Doherty resigned under pressure April 1.
“There were several factors,” Williams said, “my roots, my dream and my family.”
And one other thing.
“The respect I have for coach Smith … it’s hard to say no to him twice even though I knew he wanted me to do what I wanted to do,” Williams said of his mentor, KU grad and UNC coaching legend Dean Smith, who three years ago and again this week invited Williams to return home.
Both Williams and his wife, Wanda, have extended family in North Carolina, including their son, Scott, in Charlotte.
Introducing Williams in Chapel Hill, Baddour said, “We have the best coach in America.” Moments later, James Moeser, UNC chancellor and a former KU professor and dean, said, “Welcome home, Roy.”
KU assistants Joe Holladay and Steve Robinson joined Williams in North Carolina, leaving full-time assistant Ben Miller and administrative assistants Jerod Haase and C.B. McGrath in Lawrence to support the current players until a new coach is named.

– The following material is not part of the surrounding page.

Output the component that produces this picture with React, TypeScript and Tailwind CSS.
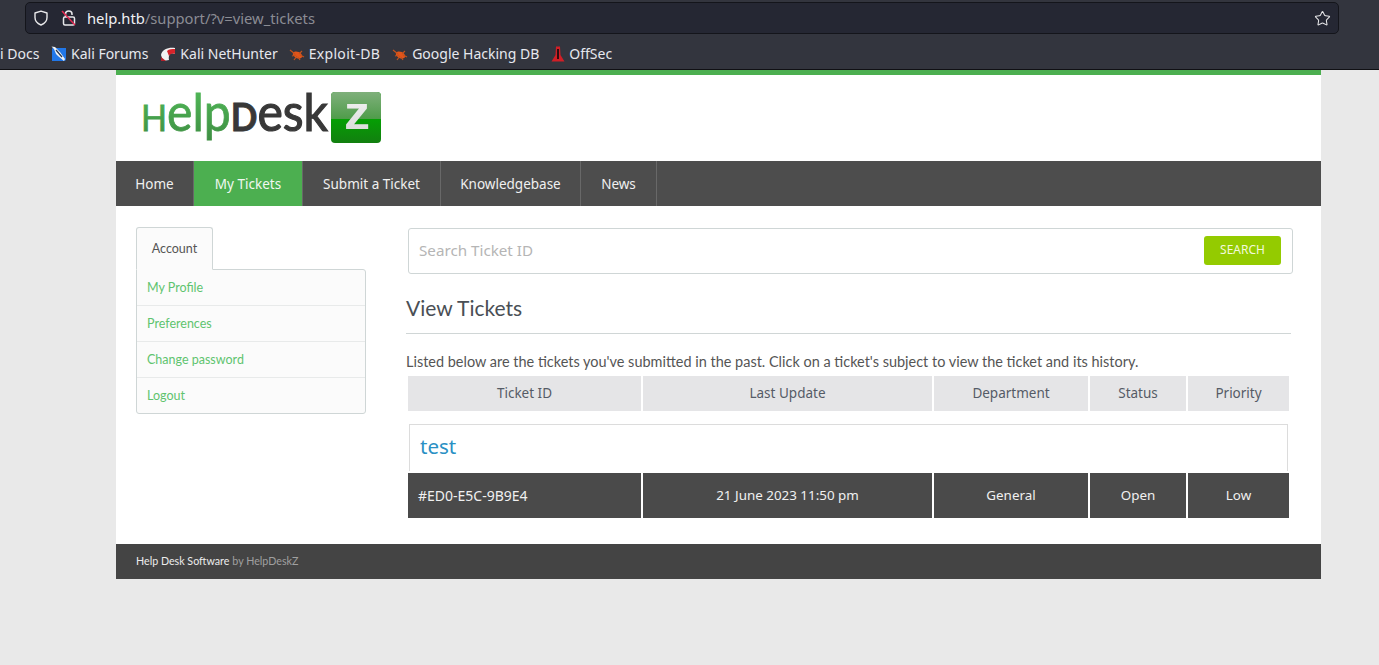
import React from "react";
import { Star } from "lucide-react";

const chrome = "font-['Noto_Sans',sans-serif]";

function ShieldIcon() {
  return (
    <svg width="16" height="16" viewBox="0 0 16 16" fill="none" stroke="#e8e8ea" strokeWidth="1.4">
      <path d="M8 1.2 L14 3 V7.5 C14 11 11.5 13.6 8 15 C4.500 13.600 2 11 2 7.500 V3 Z" strokeLinejoin="round" />
    </svg>
  );
}

function LockSlashIcon() {
  return (
    <svg width="16" height="18" viewBox="0 0 16 18" fill="none">
      <path d="M4.500 8 V5 C4.500 1 11 1 11 5 V6" stroke="#e8e8ea" strokeWidth="1.500" />
      <rect x="2.500" y="8" width="11" height="8" rx="1.500" stroke="#e8e8ea" strokeWidth="1.500" />
      <path d="M1 2 L14 16" stroke="#e22850" strokeWidth="1.500" />
    </svg>
  );
}

function ForumIcon() {
  return (
    <svg width="16" height="16" viewBox="0 0 16 16" className="shrink-0">
      <path d="M2 2 H15 V13 Q15 15 13 15 H1 V3 Q1 2 2 2 Z" fill="#2177e8" />
      <path d="M0.500 0.500 L4 1 L9 6 L14 13 L13 15 L7 10 L5 8 L3 3 Z" fill="#eef2f6" />
      <path d="M5 4 L11 11" stroke="#24344e" strokeWidth="1.200" />
    </svg>
  );
}

function NetHunterIcon() {
  return (
    <svg width="16" height="16" viewBox="0 0 16 16" className="shrink-0">
      <path d="M1 9 C2 3 9 1 15 2 L15 8 C11 6 8 8 9 14 L3 15 Z" fill="#f2f2f2" />
      <path d="M7 5 C9 3 12 3 15 3 L15 8 C12 7 10 8 9 10 Z" fill="#d8232a" />
      <path d="M1 11 L6 15 L1 15 Z" fill="#b3202a" />
    </svg>
  );
}

function BugIcon() {
  return (
    <svg width="16" height="16" viewBox="0 0 16 16" className="shrink-0">
      <ellipse cx="8.500" cy="9" rx="5" ry="3.200" fill="#e2541a" transform="rotate(25 8.500 9)" />
      <path d="M1 4 L6 8 M3 10 L7 9 M5 14 L8 10 M13 5 L10 8 M15 11 L11 9 M11 14 L9 11" stroke="#c4521c" strokeWidth="1.200" />
    </svg>
  );
}

function OffSecIcon() {
  return (
    <svg width="14" height="16" viewBox="0 0 14 16" className="shrink-0">
      <path d="M5 0.500 H9 L9.500 9 L13.500 15.500 H0.500 L4.500 9 Z" fill="#d01f26" />
      <path d="M7 3 V13" stroke="#1c0c0e" strokeWidth="1.800" />
    </svg>
  );
}

function Bookmark({ icon, label, className, textClass = "" }: { icon: React.ReactNode; label: string; className: string; textClass?: string }) {
  return (
    <div className={`flex items-center gap-[4px] ${className}`}>
      {icon}
      <span className={`text-[14px] text-[#e6e8ee] whitespace-nowrap ${textClass}`}>{label}</span>
    </div>
  );
}

function BrowserBar() {
  return (
    <div className={`h-[70px] shrink-0 bg-[#33353e] border-b border-[#101014] overflow-hidden ${chrome}`}>
      <div className="h-[35px] pl-[25px] pr-[40px] pt-[2px]">
        <div className="h-[32px] bg-[#252733] border border-[#14151b] rounded-[5px] flex items-center pl-[7px] pr-[7px]">
          <ShieldIcon />
          <div className="ml-[12px]"><LockSlashIcon /></div>
          <div className="ml-[10px] text-[14.750px] flex-1 whitespace-nowrap">
            <span className="text-[#f0f1f4]">help.htb</span>
            <span className="text-[#8b8c93]">/support/?v=view_tickets</span>
          </div>
          <Star size={17} strokeWidth={1.500} className="text-[#e6e6e8]" />
        </div>
      </div>
      <div className="h-[34px] flex items-center pt-[3px]">
        <span className="text-[14px] text-[#e6e8ee] whitespace-nowrap w-[38px]">i Docs</span>
        <Bookmark className="ml-[13px]" icon={<ForumIcon />} label="Kali Forums" />
        <Bookmark className="ml-[12px]" icon={<NetHunterIcon />} label="Kali NetHunter" />
        <Bookmark className="ml-[11px]" icon={<BugIcon />} label="Exploit-DB" textClass="tracking-[0.300px]" />
        <Bookmark className="ml-[12px]" icon={<BugIcon />} label="Google Hacking DB" />
        <Bookmark className="ml-[12px]" icon={<OffSecIcon />} label="OffSec" />
      </div>
    </div>
  );
}

function Logo() {
  const g = "url(#helpGreen)";
  const d = "#383838";
  return (
    <svg width="245" height="60" viewBox="0 0 245 60" className="block ml-[24px] mt-[13px]">
      <defs>
        <linearGradient id="helpGreen" gradientUnits="userSpaceOnUse" x1="0" y1="4" x2="0" y2="56">
          <stop offset="0" stopColor="#4fb556" />
          <stop offset="1" stopColor="#3d8c41" />
        </linearGradient>
        <linearGradient id="zTop" x1="0" y1="0" x2="0" y2="1">
          <stop offset="0" stopColor="#7fb07b" />
          <stop offset="1" stopColor="#4f9c4a" />
        </linearGradient>
        <linearGradient id="zBottom" x1="0" y1="0" x2="0" y2="1">
          <stop offset="0" stopColor="#0a8f07" />
          <stop offset="0.500" stopColor="#04a103" />
          <stop offset="1" stopColor="#127f10" />
        </linearGradient>
        <linearGradient id="zLetter" x1="0" y1="0" x2="0" y2="1">
          <stop offset="0" stopColor="#f8f8f8" />
          <stop offset="1" stopColor="#d6d6d6" />
        </linearGradient>
      </defs>
      <text x="1" y="43" textLength="187" lengthAdjust="spacingAndGlyphs" fontFamily="Lato, sans-serif" fontSize="52">
        <tspan fontSize="37" fill={g} stroke={g} strokeWidth="0.800">H</tspan>
        <tspan fill={g} stroke={g} strokeWidth="0.800">elp</tspan>
        <tspan fontSize="38" fontWeight={700} fill={d} stroke={d} strokeWidth="0.800">D</tspan>
        <tspan fill={d} stroke={d} strokeWidth="1.200">esk</tspan>
      </text>
      <rect x="191" y="4" width="50" height="51" rx="4" fill="url(#zBottom)" />
      <path d="M191 31 V8 Q191 4 195 4 H237 Q241 4 241 8 V31 Z" fill="url(#zTop)" />
      <text x="204" y="41" textLength="26" lengthAdjust="spacingAndGlyphs" fontSize="46" fontWeight={700} fontFamily="Liberation Sans, sans-serif" fill="url(#zLetter)">
        z
      </text>
    </svg>
  );
}

const navItems = [
  { label: "Home", w: "w-[78px]", active: false },
  { label: "My Tickets", w: "w-[109px]", active: true },
  { label: "Submit a Ticket", w: "w-[138px]", active: false },
  { label: "Knowledgebase", w: "w-[140px]", active: false },
  { label: "News", w: "w-[76px]", active: false },
];

function Nav() {
  return (
    <div className="h-[45px] bg-[#4d4d4d] flex">
      {navItems.map((n) => (
        <div
          key={n.label}
          className={`${n.w} h-full pt-[1px] flex items-center justify-center text-[13.500px] border-r border-[#686868] ${n.active ? "bg-[#4caf50] text-[#f1f8f1]" : "text-[#f0f0f0]"}`}
        >
          {n.label}
        </div>
      ))}
    </div>
  );
}

function Sidebar() {
  const links = ["My Profile", "Preferences", "Change password", "Logout"];
  return (
    <div className="w-[230px] ml-[20px] mt-[21px] shrink-0 font-['Lato',sans-serif]">
      <div className="w-[77px] h-[43px] -mb-px pt-[1px] relative z-10 bg-[#fbfbfb] border border-[#cfd6d6] border-b-[#fbfbfb] rounded-t-[3px] flex items-center justify-center text-[12.500px] text-[#555]">
        Account
      </div>
      <div className="bg-[#fbfbfb] border border-[#cfd6d6] rounded-b-[3px] rounded-tr-[3px] h-[145px]">
        {links.map((l, i) => (
          <div key={l} className={`h-[36px] flex items-center pl-[10px] text-[12.500px] text-[#5fc46f] ${i < 3 ? "border-b border-[#e8eaea] pt-[1px]" : ""}`}>
            {l}
          </div>
        ))}
      </div>
    </div>
  );
}

const cols = "grid grid-cols-[233px_289px_154px_96px_101px] gap-x-[2px]";

function Main() {
  const head = ["Ticket ID", "Last Update", "Department", "Status", "Priority"];
  const row = ["21 June 2023 11:50 pm", "General", "Open", "Low"];
  return (
    <div className="ml-[40px] w-[887px] pt-[22px]">
      <div className="ml-[2px] w-[885px] h-[46px] border border-[#cfd6d6] rounded-[3px] flex items-center justify-between pl-[10px] pr-[11px]">
        <span className="text-[15.200px] text-[#b5b5b5] -mt-[1px]">Search Ticket ID</span>
        <div className="w-[77px] h-[29px] -mt-[2px] rounded-[3px] bg-[#94cb00] text-[#f2f9dc] text-[12px] flex items-center justify-center">SEARCH</div>
      </div>
      <div className="mt-[19px] w-[885px] h-[41px] border-b border-[#d0d6d6] font-['Lato',sans-serif] text-[21px] leading-[30px] text-[#4a4f55]">View Tickets</div>
      <p className="mt-[18px] h-[24px] font-['Lato',sans-serif] text-[14.470px] leading-[20px] text-[#555] whitespace-nowrap">
        Listed below are the tickets you've submitted in the past. Click on a ticket's subject to view the ticket and its history.
      </p>
      <div className={`ml-[2px] ${cols} h-[35px]`}>
        {head.map((h) => (
          <div key={h} className="bg-[#e5e5e7] flex items-center justify-center text-[13.500px] text-[#555b66]">{h}</div>
        ))}
      </div>
      <div className="ml-[3px] mt-[13px] w-[879px] h-[47px] border-x border-t border-[#dcdcdc] pl-[10px] text-[20.500px] leading-[43px] text-[#2a90c4]">test</div>
      <div className={`ml-[2px] mt-[2px] ${cols} h-[45px]`}>
        <div className="bg-[#4a4a4a] flex items-center pl-[10px] text-[14px] text-[#f0f0f0]">#ED0-E5C-9B9E4</div>
        {row.map((c) => (
          <div key={c} className="bg-[#4a4a4a] flex items-center justify-center text-[13.400px] text-[#f0f0f0]">{c}</div>
        ))}
      </div>
    </div>
  );
}

export default function App() {
  return (
    <div className="h-screen overflow-hidden bg-[#e9e9e9] flex flex-col">
      <BrowserBar />
      <div className="ml-[116px] w-[1205px] bg-white border-t-[5px] border-[#4caf50] font-['Noto_Sans',sans-serif]">
        <div className="h-[86px] overflow-hidden"><Logo /></div>
        <Nav />
        <div className="flex h-[338px]">
          <Sidebar />
          <Main />
        </div>
        <div className="h-[35px] bg-[#444] pl-[20px] flex items-center font-['Lato',sans-serif] text-[10.700px]">
          <span className="text-[#ececec]">Help Desk Software</span>
          <span className="text-[#a0a0a0] ml-[3px]">by HelpDeskZ</span>
        </div>
      </div>
    </div>
  );
}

Williams said he hoped Holladay would be considered for the KU head coaching job, but would bring him to Carolina if he’s denied the Jayhawk position.

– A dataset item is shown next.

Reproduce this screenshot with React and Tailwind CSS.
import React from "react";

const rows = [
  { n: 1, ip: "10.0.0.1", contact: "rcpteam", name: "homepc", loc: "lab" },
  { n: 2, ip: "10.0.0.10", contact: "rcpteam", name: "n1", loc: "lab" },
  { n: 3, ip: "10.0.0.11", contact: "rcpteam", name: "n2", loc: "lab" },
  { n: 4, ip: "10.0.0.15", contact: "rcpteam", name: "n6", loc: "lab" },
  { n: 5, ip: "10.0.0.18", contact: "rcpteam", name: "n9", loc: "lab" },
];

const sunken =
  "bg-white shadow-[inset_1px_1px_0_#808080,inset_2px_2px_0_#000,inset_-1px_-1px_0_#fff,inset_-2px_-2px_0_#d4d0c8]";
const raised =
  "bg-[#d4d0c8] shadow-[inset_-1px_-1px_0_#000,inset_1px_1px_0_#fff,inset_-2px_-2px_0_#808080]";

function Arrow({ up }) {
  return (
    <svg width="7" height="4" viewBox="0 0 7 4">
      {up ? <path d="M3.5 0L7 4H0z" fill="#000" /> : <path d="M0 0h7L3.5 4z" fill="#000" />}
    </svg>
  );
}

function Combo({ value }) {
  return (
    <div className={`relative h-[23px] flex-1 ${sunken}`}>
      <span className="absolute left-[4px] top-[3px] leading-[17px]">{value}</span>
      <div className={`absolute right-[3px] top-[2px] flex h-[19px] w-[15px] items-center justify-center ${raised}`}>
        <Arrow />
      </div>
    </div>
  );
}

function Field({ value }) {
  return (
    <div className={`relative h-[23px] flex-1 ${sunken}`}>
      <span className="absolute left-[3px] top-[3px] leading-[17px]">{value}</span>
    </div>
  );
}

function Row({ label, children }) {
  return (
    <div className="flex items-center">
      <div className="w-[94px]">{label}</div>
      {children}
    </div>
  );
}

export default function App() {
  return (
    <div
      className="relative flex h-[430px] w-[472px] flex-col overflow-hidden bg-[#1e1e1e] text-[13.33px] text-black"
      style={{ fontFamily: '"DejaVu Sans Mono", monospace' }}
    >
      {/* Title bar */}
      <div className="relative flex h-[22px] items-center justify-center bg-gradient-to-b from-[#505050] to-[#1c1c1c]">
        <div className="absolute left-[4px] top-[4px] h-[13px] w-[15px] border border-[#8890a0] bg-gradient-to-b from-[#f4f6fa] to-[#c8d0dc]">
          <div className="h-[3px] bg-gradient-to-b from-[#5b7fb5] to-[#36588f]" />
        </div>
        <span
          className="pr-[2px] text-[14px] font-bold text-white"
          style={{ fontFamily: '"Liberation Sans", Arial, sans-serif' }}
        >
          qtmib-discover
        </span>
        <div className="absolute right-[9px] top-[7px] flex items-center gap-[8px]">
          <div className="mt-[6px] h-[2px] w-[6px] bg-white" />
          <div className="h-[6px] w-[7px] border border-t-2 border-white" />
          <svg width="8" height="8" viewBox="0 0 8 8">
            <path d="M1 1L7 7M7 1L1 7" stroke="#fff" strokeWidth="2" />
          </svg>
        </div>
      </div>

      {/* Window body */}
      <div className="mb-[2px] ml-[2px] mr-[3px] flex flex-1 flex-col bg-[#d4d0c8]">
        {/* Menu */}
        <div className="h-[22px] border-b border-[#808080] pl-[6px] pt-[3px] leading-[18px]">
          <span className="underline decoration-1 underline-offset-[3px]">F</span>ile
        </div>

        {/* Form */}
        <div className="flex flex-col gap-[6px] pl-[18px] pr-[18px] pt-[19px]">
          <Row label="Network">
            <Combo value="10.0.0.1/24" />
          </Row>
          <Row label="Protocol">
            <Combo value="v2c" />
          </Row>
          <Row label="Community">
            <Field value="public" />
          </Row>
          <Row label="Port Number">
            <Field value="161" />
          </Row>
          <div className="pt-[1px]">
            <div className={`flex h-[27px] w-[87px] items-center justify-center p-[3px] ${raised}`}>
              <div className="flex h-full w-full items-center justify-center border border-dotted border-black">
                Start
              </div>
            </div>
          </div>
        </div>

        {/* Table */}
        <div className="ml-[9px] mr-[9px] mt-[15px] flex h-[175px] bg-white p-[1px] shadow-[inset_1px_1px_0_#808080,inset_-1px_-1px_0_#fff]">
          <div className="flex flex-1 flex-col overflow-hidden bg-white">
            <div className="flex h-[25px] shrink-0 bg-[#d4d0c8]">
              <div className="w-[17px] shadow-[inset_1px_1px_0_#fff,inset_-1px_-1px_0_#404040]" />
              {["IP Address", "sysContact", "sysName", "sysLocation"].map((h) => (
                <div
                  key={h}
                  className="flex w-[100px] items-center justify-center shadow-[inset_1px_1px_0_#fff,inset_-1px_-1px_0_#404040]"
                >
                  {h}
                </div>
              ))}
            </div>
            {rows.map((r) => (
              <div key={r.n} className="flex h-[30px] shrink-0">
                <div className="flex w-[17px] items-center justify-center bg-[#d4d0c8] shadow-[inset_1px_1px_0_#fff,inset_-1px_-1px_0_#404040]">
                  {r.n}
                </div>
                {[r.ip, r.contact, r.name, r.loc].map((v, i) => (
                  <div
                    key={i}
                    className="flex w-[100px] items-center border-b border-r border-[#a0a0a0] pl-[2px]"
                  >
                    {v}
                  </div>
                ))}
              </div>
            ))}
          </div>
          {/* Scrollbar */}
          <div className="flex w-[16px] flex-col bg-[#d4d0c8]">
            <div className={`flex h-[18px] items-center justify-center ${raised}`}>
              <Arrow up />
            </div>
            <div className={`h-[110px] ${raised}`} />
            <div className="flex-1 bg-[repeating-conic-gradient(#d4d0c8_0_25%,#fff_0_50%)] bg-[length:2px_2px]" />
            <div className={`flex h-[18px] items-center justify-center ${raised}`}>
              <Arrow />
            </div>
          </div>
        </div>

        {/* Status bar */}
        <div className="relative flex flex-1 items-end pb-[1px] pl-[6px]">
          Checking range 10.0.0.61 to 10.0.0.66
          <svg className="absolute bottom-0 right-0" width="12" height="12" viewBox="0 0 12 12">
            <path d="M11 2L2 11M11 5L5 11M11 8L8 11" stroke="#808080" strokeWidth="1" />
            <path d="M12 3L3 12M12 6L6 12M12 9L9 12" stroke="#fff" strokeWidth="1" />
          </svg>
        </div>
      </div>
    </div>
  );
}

Williams said other members of his staff could ultimately join him in Chapel Hill.
“The last time I decided to stay it was because I thought it was the right thing to do,” said Williams, who added that his mother, the late Lallage Williams, always taught him to “do the right thing” even if it was not what he “wanted to do.”
What KU now needs to do is hire a new coach.

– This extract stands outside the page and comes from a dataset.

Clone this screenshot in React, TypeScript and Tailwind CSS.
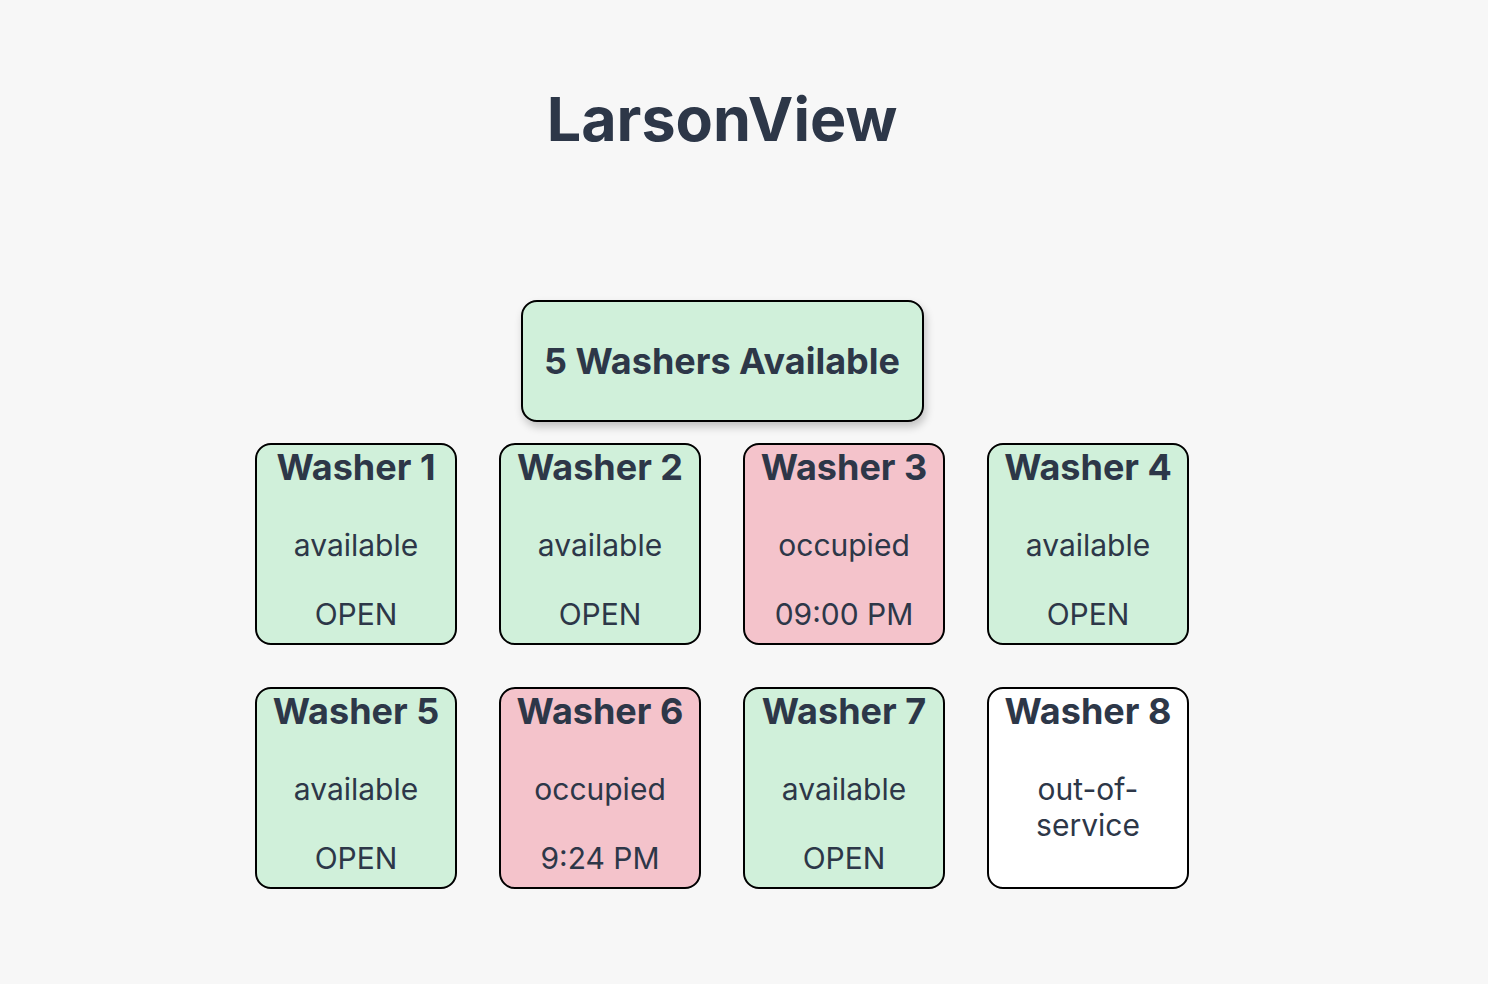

Chancellor Robert Hemenway, while wishing Williams well, said an aggressive search would begin immediately, led by interim athletic director Drue Jennings with assistance from Hemenway and senior athletic department administrators. They’ll be hunting for just the eighth coach in KU history — and the third in the past 20 years.
“KU has a tradition second to none in college basketball,” Hemenway said in a prepared statement. “We also have a strong winning record, outstanding returning players and a devoted base of fans and supporters. We intend to talk to the very best coaches in the country about this opportunity, and we will make a decision quickly.”
Illinois’ Bill Self is thought to be the leading candidate, though no KU officials would discuss specifics Monday, a day in which prepared statements were the norm.
Jennings was to meet with the media this morning.
“We are committed to moving as quickly as possible in finding the right person to provide leadership for our basketball program,” Jennings said in his statement.
Williams leaves behind an impressive history. In his 15 years at KU, Williams became the most victorious active coach in major colleges, taking the Jayhawks to 14 straight NCAA tournaments, four Final Fours and two national title games.
Hemenway said he was sorry to see Williams leave.
“I respect Roy’s decision, which I know was not an easy one for him to make,” the chancellor said. “While this is sad news for all of KU basketball and all friends of this university, his final decision was a personal one, and we must accept it.
“His departure is a loss for KU,” Hemenway added, “not just because we love basketball and the historic traditions associated with Allen Fieldhouse and our program. Coach Williams has given outstanding service to this university and to the wider community in so many ways during his 15 years in Lawrence. His character and leadership are models of all that is good about intercollegiate athletics in this country. We extend our deep and heartfelt gratitude to an extraordinary coach, teacher and human being.”
Williams repeatedly praised KU during his press conference in Chapel Hill.
“The great people in Lawrence who love KU made me feel I was not an adopted one, but one of theirs,” Williams said. “Being in middle America, Kansas doesn’t get the respect it should. The University of Kansas, Lawrence and the people there made me feel lucky to go to work each day.”
So lucky, he said, it was hard to say goodbye.
On Friday, just four days after KU’s appearance in the national title game, Williams said, he was prepared to call Baddour and take the UNC job. But he changed his mind after glancing at a picture of KU signee Omar Wilkes in his den.
And Sunday in Los Angeles, he nearly called Baddour to decline the job after visiting with Nick Collison at the Wooden Award ceremony in Los Angeles.
Finally, he accepted the offer after much deliberation.
“There are two great places where I wanted to coach,” Williams said. “The last time I decided to stay because it was the right thing to do. This time I decided to leave because it was the right thing to do. I thought I made the right decision three years ago. The second time, this decision I feel I made the right decision as well.”
His parting words to the media before leaving Allen Fieldhouse to fly to North Carolina were equally emotional: “Each and every day I’ve been here, you guys have been fantastic,” he said, shaking hands with several media members and fans.
As he left, Williams walked by a sign in the upper reaches of Allen Fieldhouse saying, “There’s no place but home.”